Entre le 50e et le 51e degré de latitude australe, c’est-à-dire à deux degrés environ au sud de la Nouvelle-Zélande, sous un ciel souvent brumeux, plongées dans une atmosphère humide, apparaissent les îles Auckland, — on disait autrefois le groupe de Lord-Auckland. — Le 16 août 1806, pour la première fois, un navire passait en ces parages, un baleinier que commandait le capitaine Abraham Bristow ; il fit la découverte des îles Auckland. Elles sont au nombre de six ; la principale porte le nom du groupe. Par ordre d’importance, vient ensuite l’île Enderby, la plus avancée dans la direction du nord-est. Absolument désertes, elles offraient des stations très appréciées des baleiniers. Un grand établissement de pêche avait été fondé au port Ross, dans la baie du Rendez-Vous ; on l’abandonna en 1852.

Il y a quarante ans, à l’époque des expéditions célèbres de Wilkes, de Dumont d’Urville, de James Clark Ross, les îles Auckland n’ont pas encore été arrachées à la condition de nature. Un jeune chirurgien de la frégate américaine la Porpoise, le docteur Holmes, entreprend des excursions dans l’intérieur de la plus grande île et se met en tête de gravir une colline, mais il éprouve de terribles difficultés. Avec la hache il se fraie le chemin entre les arbres, au milieu des broussailles ; — en certains endroits, c’est tout à fait impossible. — Les taillis d’une épaisseur formidable, les petits buissons enchevêtrés forment des obstacles désespérans. Les fougères entremêlées couvrant le sol rendent la marche des plus pénibles. Où le sol est inégal, comme la végétation masque l’accident, le voyageur tombe dans un trou ; le voilà jusqu’à la tête enseveli sous les frondes des fougères. Une telle promenade semble horrible, et pourtant le jeune Américain éprouve une joie extrême : il foule une terre que n’avait jamais foulée le pas d’un autre homme.
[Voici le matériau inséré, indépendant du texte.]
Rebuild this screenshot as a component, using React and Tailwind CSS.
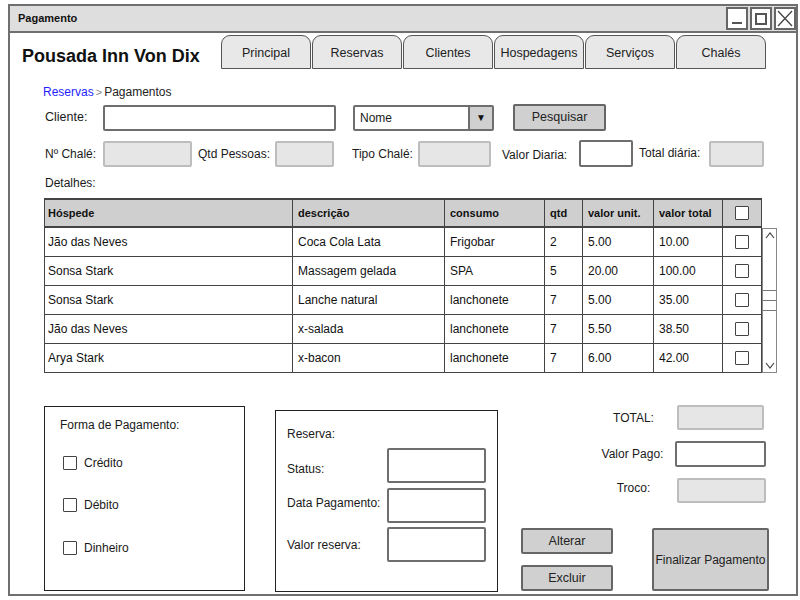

De vieux arbres brisés gisent au hasard ; plusieurs troncs pourris demeurent debout, soutenus par les troncs vigoureux qui les entourent ; au sommet de la colline, ce n’est, par intervalles que tapis de mousse et champs d’herbes hautes et touffues. La scène est animée par un monde d’oiseaux qui paraissent n’avoir pas conscience du

  1. Par 48° 03’ latitude ; 166° 45’ longitude Est.